The modern university in Britain and elsewhere has drawn firm rules about the kind of closeness that is, and is not, allowable. These are rules that work for us and (despite what has been widely alleged in the press this week) they are rules that I support and apply. That said, as a historian, it is my job to notice that different cultures have adopted very different conventions and to reflect on why that might be.

This struck me most powerfully when I first worked on the history of the University of Cambridge in the 19th century, at the time that women's colleges were first appearing in what for centuries had been more or less a monastic environment It was not until the late 1800s that most male fellows of colleges were allowed to get married and allowed not to take holy orders. All this combined to put sex high up the agenda.

Reading the letters and diaries of the first students at Newnham College, who were taught largely by (unmarried) men sympathetic to the cause of women's education, the steamy atmosphere is all too evident. Heavily chaperoned they might have been, but they always seem to have been chasing their teachers (or being chased by their teachers) around the college gardens. Many of them, both at Newnham and Girton, ended up marrying their former teachers or other university luminaries suspiciously soon after they had taken their exams (they couldn't officially receive a degree until the regulations were updated after the Second World War).

All too often, that marriage spelled the end of their scholarly career. Agnata Ramsey was one of the most notorious casualties of the university marriage market. She did better than any of the men in the classics exams in 1887 and her success became the subject of a famous Punch cartoon, picturing her entering a "first class" railway carriage in mortar board and gown. How did she follow this up? She promptly married the master of Trinity College (Henry Montagu Butler, many years her senior) and did very little classics ever after. Girton College has a wonderful portrait of her - in her engagement outfit.

But heterosexuality was probably not the norm for these teacher/student liaisons, and certainly could not possibly have been before the arrival of a handful of women in the 1870s; even in the mid 1970s, women accounted for only 10 per cent of Cambridge undergraduates. We have absolutely no idea how many of these relationships had a physical side. But we do know that intimacy between young men and the dons was fostered on lingering walks by the river and drinking sessions late into the night. (It actually doesn't need any rules to get rid of that sort of behaviour these days. When would any of us have time for a saunter by the river after lunch?)

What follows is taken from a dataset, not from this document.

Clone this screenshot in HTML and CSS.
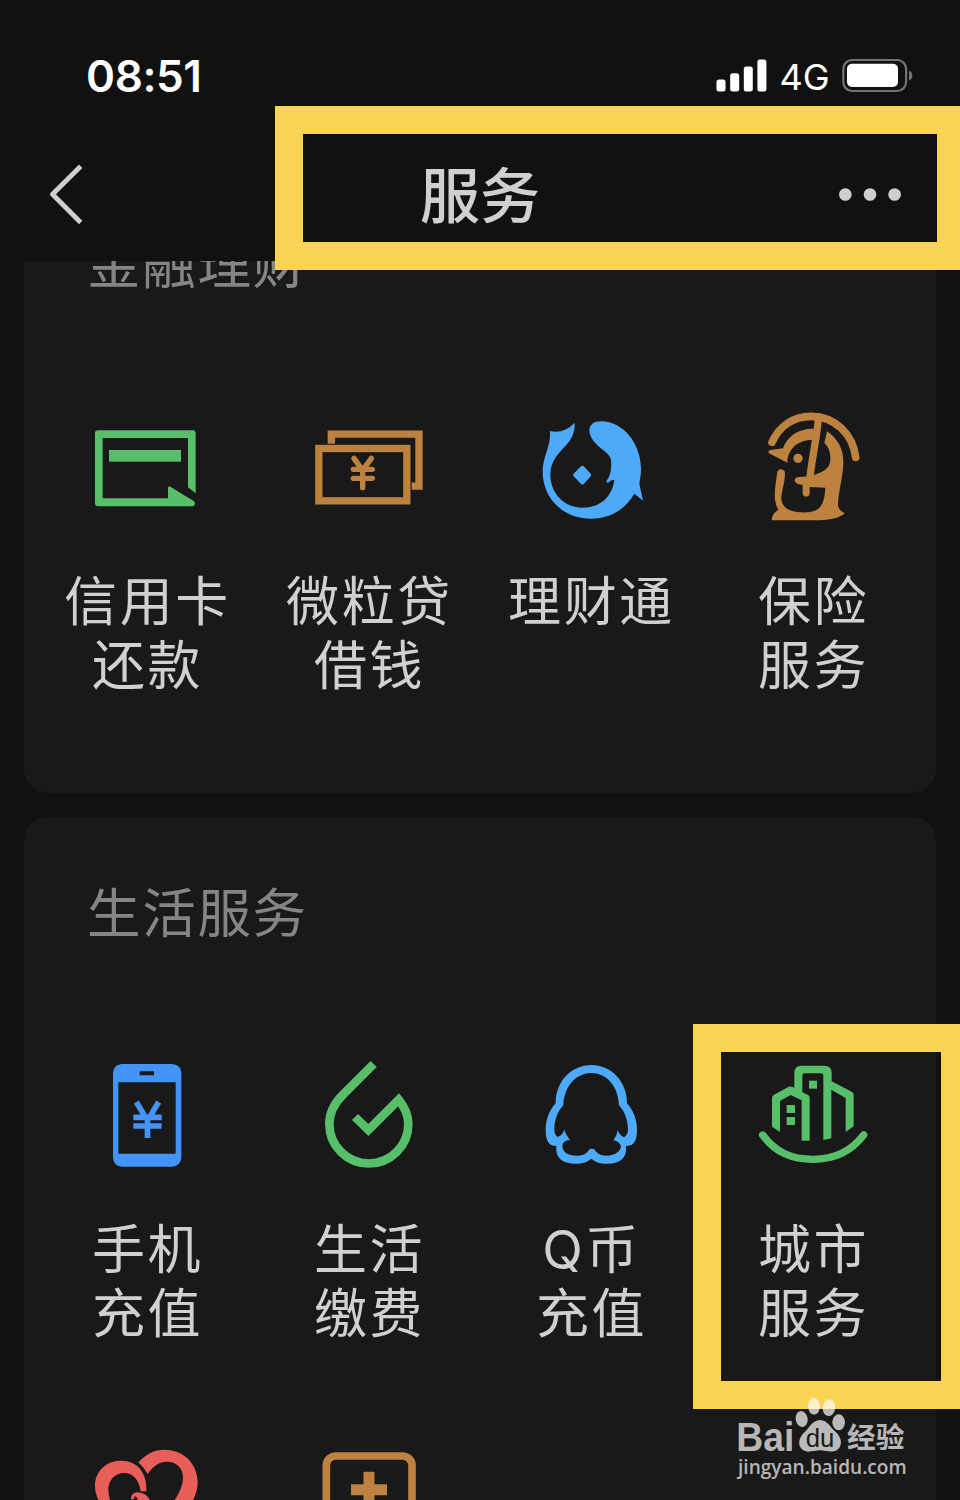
FILE: index.html
```html
<!DOCTYPE html>
<html lang="zh-CN">
<head>
    <meta charset="UTF-8">
    <meta name="viewport" content="width=device-width, initial-scale=1.0">
    <title>服务</title>
    <link rel="stylesheet" href="styles.css">
</head>
<body>
    <div class="screen">
        <header class="header">
            <div class="status-bar">
                <span class="time">08:51</span>
                <div class="status-icons">
                    <svg class="signal" viewBox="0 0 51 34" fill="#fff">
                        <rect x="0.5" y="20.5" width="9" height="12" rx="2.5"/>
                        <rect x="14.2" y="14.2" width="9" height="18.3" rx="2.5"/>
                        <rect x="27.8" y="7.4" width="9" height="25.1" rx="2.5"/>
                        <rect x="41.4" y="0.6" width="9" height="31.9" rx="2.5"/>
                    </svg>
                    <span class="network">4G</span>
                    <svg class="battery" viewBox="0 0 72 34">
                        <rect x="1.3" y="1" width="62.8" height="31" rx="9" fill="none" stroke="#737373" stroke-width="2.2"/>
                        <rect x="5" y="4.800" width="51" height="23.2" rx="5" fill="#fff"/>
                        <path d="M67 11.8Q70.3 13 70.3 16.5T67 21.8Z" fill="#737373"/>
                    </svg>
                </div>
            </div>
            <nav class="nav-bar">
                <svg class="back" viewBox="0 0 40 64">
                    <path d="M34.700 4.300L6.500 32.300L34.700 60.500" fill="none" stroke="#cfcfcf" stroke-width="4.8" stroke-linejoin="round"/>
                </svg>
                <h1>服务</h1>
                <svg class="more" viewBox="0 0 64 14" fill="#cfcfcf">
                    <circle cx="7.3" cy="7.500" r="6.3"/>
                    <circle cx="32" cy="7.500" r="6.3"/>
                    <circle cx="56.6" cy="7.500" r="6.3"/>
                </svg>
            </nav>
        </header>

        <main class="content">
            <section class="card card-finance">
                <h2>金融理财</h2>
                <div class="grid">
                    <div class="item">
                        <svg class="icon" viewBox="6 -30 390 390" fill="#57bf6a">
                            <path d="M54 61H339Q347 61 347 69V250L324 232V84H68V265H264V234Q264 226 271 230L341 273Q347 277 345 283Q343 289 337 289H54Q45 289 45 280V70Q45 61 54 61Z"/>
                            <rect x="87" y="120" width="216" height="35"/>
                        </svg>
                        <p>信用卡<br>还款</p>
                    </div>
                    <div class="item">
                        <svg class="icon" viewBox="672 -30 390 390" fill="none" stroke="#bd8140">
                            <rect x="716.5" y="115.5" width="264" height="157" stroke-width="22"/>
                            <path d="M754 101V72.5H1017V228.5H995" stroke-width="22"/>
                            <path d="M822 145L848 181L874 145M820 178H877M820 205H877M848 180V233" stroke-width="16" stroke-linecap="round"/>
                        </svg>
                        <p>微粒贷<br>借钱</p>
                    </div>
                    <div class="item">
                        <svg class="icon" viewBox="-12 0 390 390" fill="#4eaaf9">
                            <path d="M59 93Q103 102 134 68Q137 105 107 137C83 162 62 184 61 222C61 282 104 323 157 323C211 323 247 290 253 239Q243 239 233 249L229 244Q247 221 243 180Q240 166 224 154C195 133 178 111 178 91C178 74 192 64 214 64C278 64 333 130 333 207C333 224 330 239 328 251L339 302L313 281C286 328 241 356 183 356C103 356 38 300 38 214C38 168 66 130 59 93Z"/>
                            <path d="M157 197Q159 197 161 199L182 221Q185 225 182 229L161 252Q157 255 153 252L131 229Q127 225 131 221L153 199Q155 197 157 197Z"/>
                        </svg>
                        <p>理财通</p>
                    </div>
                    <div class="item">
                        <svg class="icon" viewBox="-6 0 390 390" fill="#bd8140">
                            <path d="M66 127C88 77 131 49 184 49C255 49 309 104 317 172" fill="none" stroke="#bd8140" stroke-width="23" stroke-linecap="round"/>
                            <path d="M205 58C201 110 187 166 179 240" fill="none" stroke="#bd8140" stroke-width="22"/>
                            <path d="M191 86C145 85 112 108 99 145L62 150Q52 153 57 160L112 188C113 147 143 120 188 119Z"/>
                            <circle cx="144" cy="175" r="14"/>
                            <path d="M231 94C264 116 281 149 280 188C279 230 266 270 264 312C264 329 275 333 284 340C278 349 246 361 209 361H65Q66 339 85 329C67 302 76 257 82 215Q85 207 94 208Q105 209 105 221C104 252 93 282 94 297C97 323 119 335 149 337C185 339 203 332 213 317C223 302 225 280 226 263L179 261V281Q177 290 168 290Q158 289 158 279V255L144 252Q134 248 134 241Q135 230 150 231L187 227C218 217 236 207 240 187C244 163 236 140 223 129Z"/>
                        </svg>
                        <p>保险<br>服务</p>
                    </div>
                </div>
            </section>

            <section class="card card-life">
                <h2>生活服务</h2>
                <div class="grid">
                    <div class="item">
                        <svg class="icon" viewBox="-24 0 390 390" fill="#4493f7">
                            <path fill-rule="evenodd" d="M95 42H247Q274 45 274 69V323Q272 347 247 350H95Q70 347 69 323V69Q70 45 95 42ZM149 64V76H192V64ZM85 97V311H257V97Z"/>
                            <path d="M139 156L167 203M206 156L178 203M130 202H215M130 228H215M172.500 198V264" fill="none" stroke="#4493f7" stroke-width="17"/>
                        </svg>
                        <p>手机<br>充值</p>
                    </div>
                    <div class="item">
                        <svg class="icon" viewBox="642 0 390 390" fill="none" stroke="#57bf6a" stroke-width="26">
                            <path d="M851 42L757 136C731 162 718 188 718 222A118.500 118.500 0 0 0 955 222C955 194 943 170 926 149L835 240L795 201"/>
                        </svg>
                        <p>生活<br>缴费</p>
                    </div>
                    <div class="item">
                        <svg class="icon" viewBox="-12 0 390 390" fill="#4eaaf9">
                            <path fill-rule="evenodd" d="M184 45C244 45 291 94 291 160C309 180 321 208 321 239C321 268 314 288 288 288C292 323 271 341 232 341C211 341 197 337 184 326C171 337 156 341 137 341C97 341 75 323 79 288C55 288 47 270 47 239C47 208 59 180 77 160C77 94 124 45 184 45ZM184 69C137 69 102 110 100 166C82 185 73 210 73 238C73 250 77 257 83 261Q99 256 103 238Q106 253 120 270Q99 271 97 287C98 306 113 317 141 317C161 317 171 310 178 298Q185 295 193 298C200 310 211 317 230 317C255 317 272 304 273 289Q269 274 250 270Q263 254 262 239Q268 255 282 262C291 257 294 248 294 238C294 209 283 183 267 166C265 110 231 69 184 69Z"/>
                        </svg>
                        <p>Q币<br>充值</p>
                    </div>
                    <div class="item">
                        <svg class="icon" viewBox="24 0 390 390" fill="#57bf6a">
                            <path d="M68 255C107 308 155 328 219 328C283 328 332 306 371 255" fill="none" stroke="#57bf6a" stroke-width="22" stroke-linecap="round"/>
                            <path d="M96 144Q96 137 102 134L145 111Q152 107 160 112L163 113V69Q163 47 184 47H253Q275 47 275 69V94L335 125Q341 128 341 135V229L317 246V144L274 119V265L250 270V77Q250 70 243 70H194Q187 70 187 77V127L203 134Q209 137 209 144V272H185V151L152 135L120 153V246L96 230Z"/>
                            <rect x="207" y="92" width="24" height="24"/>
                            <rect x="140" y="165" width="25" height="24"/>
                            <rect x="140" y="201" width="25" height="24"/>
                        </svg>
                        <p>城市<br>服务</p>
                    </div>
                    <div class="item">
                        <svg class="icon" viewBox="6 0 390 390" fill="#e85e59">
                            <path d="M175 97C198 72 222 59 254 59C311 59 353 101 353 157C353 229 278 285 199 330L188 303C250 255 309 199 309 142C309 113 288 95 262 95C237 95 219 108 203 132Q192 113 175 97Z"/>
                            <path d="M199 184H182C177 149 159 129 133 129C105 129 85 150 85 179Q85 195 91 211L199 330C112 285 45 230 45 167C45 123 79 92 123 92C174 92 202 130 199 184Z"/>
                            <path d="M153 208Q152 190 171 187C193 188 207 199 211 215L179 230L163 217L174 205L163 198V207Z"/>
                        </svg>
                    </div>
                    <div class="item">
                        <svg class="icon" viewBox="672 0 390 390" fill="none" stroke="#bd8140">
                            <rect x="739" y="78" width="257" height="257" rx="28" stroke-width="23"/>
                            <path d="M867 125V233M813 179H921" stroke-width="33"/>
                        </svg>
                    </div>
                </div>
            </section>
        </main>

        <div class="mark mark-title"></div>
        <div class="mark mark-city"></div>

        <svg class="watermark" viewBox="0 0 660 360">
            <g fill="#fff" fill-opacity="0.7">
                <text class="wm-bai" x="49" y="213" textLength="174" lengthAdjust="spacingAndGlyphs">Bai</text>
                <ellipse cx="245" cy="117" rx="18" ry="24" transform="rotate(-10 245 117)"/>
                <ellipse cx="282" cy="79" rx="18" ry="25"/>
                <ellipse cx="327" cy="83" rx="19" ry="25" transform="rotate(8 327 83)"/>
                <ellipse cx="356" cy="127" rx="19" ry="24"/>
                <path d="M300 120C323 121 331 142 345 154C361 168 368 187 359 202C345 224 321 211 300 211C279 211 258 223 243 205C232 189 239 169 255 155C269 143 276 121 300 120Z"/>
                <text class="wm-name" x="381" y="204" textLength="172" lengthAdjust="spacingAndGlyphs">经验</text>
                <text class="wm-url" x="54" y="281" textLength="506" lengthAdjust="spacingAndGlyphs">jingyan.baidu.com</text>
            </g>
            <text class="wm-du" x="257" y="201" textLength="86" lengthAdjust="spacingAndGlyphs">du</text>
        </svg>
    </div>
</body>
</html>
```
FILE: styles.css
```css
* {
    box-sizing: border-box;
}
body {
    margin: 0;
    background: #111;
    color: #d0d0d0;
    font-family: Inter, "Noto Sans CJK SC", sans-serif;
}
h1, h2, p {
    margin: 0;
    font-weight: 400;
}
svg {
    display: block;
    flex: none;
}
.screen {
    position: relative;
    display: flex;
    flex-direction: column;
    width: 960px;
    height: 1500px;
    overflow: hidden;
    background: #111;
}

/* header */
.header {
    flex: none;
    height: 261px;
}
.status-bar {
    display: flex;
    align-items: center;
    justify-content: space-between;
    height: 127px;
    padding: 25px 46px 0 86px;
}
.time {
    color: #fff;
    font-size: 44px;
    font-weight: 600;
    letter-spacing: -0.4px;
}
.status-icons {
    display: flex;
    align-items: center;
}
.signal {
    width: 51px;
    height: 34px;
}
.network {
    width: 75px;
    padding-top: 1px;
    color: #fff;
    font-size: 36px;
    text-align: center;
}
.battery {
    width: 72px;
    height: 34px;
}
.nav-bar {
    display: grid;
    grid-template-columns: 1fr auto 1fr;
    align-items: center;
    height: 134px;
    padding: 0 58px 0 46px;
}
.back {
    width: 40px;
    height: 64px;
}
.nav-bar h1 {
    padding: 4px 0 0 12px;
    font-size: 60px;
    font-weight: 500;
    line-height: 80px;
}
.more {
    width: 64px;
    height: 14px;
    justify-self: end;
}

/* service cards */
.content {
    flex: 1;
    min-height: 0;
    padding: 0 24px;
    overflow: hidden;
}
.card {
    height: 720px;
    padding: 57px 12px 0;
    border-radius: 24px;
    background: #191919;
}
.card-finance {
    height: 625px;
    margin: -93px 0 24px;
}
.card h2 {
    padding-left: 51px;
    color: #858585;
    font-size: 53.5px;
    line-height: 80px;
    letter-spacing: 1.7px;
}
.grid {
    display: grid;
    grid-template-columns: repeat(4, 222px);
    row-gap: 84px;
    padding-top: 96px;
}
.card-finance .grid {
    padding-top: 95px;
}
.item {
    display: flex;
    flex-direction: column;
    align-items: center;
}
.icon {
    width: 130px;
    height: 130px;
}
.item p {
    margin-top: 40px;
    padding-left: 1px;
    font-size: 53px;
    line-height: 64px;
    letter-spacing: 2.6px;
    text-align: center;
}
.card-life .item p {
    margin-top: 38px;
}

/* yellow highlight frames */
.mark {
    position: absolute;
    border: 28px solid #f8d354;
}
.mark-title {
    left: 275px;
    top: 105.5px;
    width: 690px;
    height: 164px;
}
.mark-city {
    left: 693px;
    top: 1024px;
    width: 276px;
    height: 385px;
}

/* watermark */
.watermark {
    position: absolute;
    left: 720px;
    top: 1380px;
    width: 220px;
    height: 120px;
}
.wm-bai {
    font: 700 122px "Liberation Sans", sans-serif;
}
.wm-name {
    font: 700 86px "Noto Sans CJK SC", sans-serif;
}
.wm-url {
    font: 600 60px "Open Sans", sans-serif;
}
.wm-du {
    fill: #191919;
    font: 400 76px "Liberation Sans", sans-serif;
}
```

It was not just relationships between men, though. While some Newnham girls were having intense tea parties with their male teachers and speculating about university marriages to come, others (or the same ones) were brewing no less steamy relations with the female teachers (all unmarried). Again the degree of physical intimacy is uncertain - even though Virginia Woolf, typically, thought that a few of them were living together in "Sapphic" (that is, Lesbian) nests. But the college archives shows that they were exchanging notes in extremely fond terms (such as now would give rise to some sort of disciplinary procedure if they were discovered).

They also planned extensive foreign holidays together. One of the most glamorous dons of the early days of Newnham was the classicist Jane Harrison - eccentric, fashionable and a proto-media don (she used to lecture to audiences of thousands on Greek art and archaeology). Throughout her time in Newnham, she had a series of favourite girls whom she would take off, on their own, presumably with parental consent, on long archaeological tours around Greece, helping them "with their archaeological study". Some of these students "settled down" later to married life. One ended up living with Harrison - Sapphically, as Woolf alleged.

Compare that to now. It's not just that such behaviour would land us in serious trouble with the university and college authorities. We have to complete elaborate health and safety risk assessments just to take a group of 20 students to a museum in London.

Of course, this was not Blair's Britain. This was a privileged and wealthy group of students and dons investing a huge amount of emotional energy in the process of pedagogy - and seeing teaching as integrally linked to personal intimacy. One of the most enlightened men in 19th-century Cambridge gave a hint of this when he said that in marking exam papers he was "judging the person, not the paper". We now claim the exact opposite: we are marking the exam papers entirely anonymously; we don't even know who the "person" is.

But they were also rather self-consciously looking back to a much older model of pedagogy - one with which they were all familiar from their classical reading at school and university. (This was the era when you still had to take a Greek exam to get into Oxford and Cambridge.) They were looking back to the erotic world of classical Athens. Here, at the centre of the process of growing up (for elite men at least - don't imagine that this was the case for women or your average carpenter), lay an explicitly homoerotic relationship between a late adolescent youth and an older man. Youths were the target of advances from older men, who competed for the affections of most beautiful. Youths in turn gained from the education in all senses that they received from their mature lovers.

This was more, though, than just social practice. This kind of relationship, and the debates that surrounded it, lay at the very heart of the philosophic tradition enshrined by Plato - and so, in a way, at the very origin of Western intellectual culture. One of themes of Plato's most approachable dialogues, the Symposium, is the relationship between the love of wisdom and the love of the body. Socrates stands out in being a teacher who managed to resist sleeping with his favourite pupils (he spent, it is said, a night in the same bed as the gorgeous Alcibiades without touching him). And the messianic climax of the Symposium offers a vision of how to learn about absolute beauty which goes beyond "the beauty of boys" (it still sees knowledge as a version of love). But, in terms of most of 5th-century culture, this is decidedly off-message. Sex, power and knowledge went together.

Each culture has to negotiate its own solution - provisional as it must be - to the teacher/pupil problem. We now live with, and, by and large, endorse a particular regime of prohibitions. These are "our" rules, and they are rightly sensitive to the potential abuse of the power of pedagogy. We have to reckon, however, that in a hundred years or so, our own practice will seem as quaintly odd to future generations as the strange cavortings in 19th-century college gardens - or the classical Greek assumption that sex and teaching were natural bed-fellows.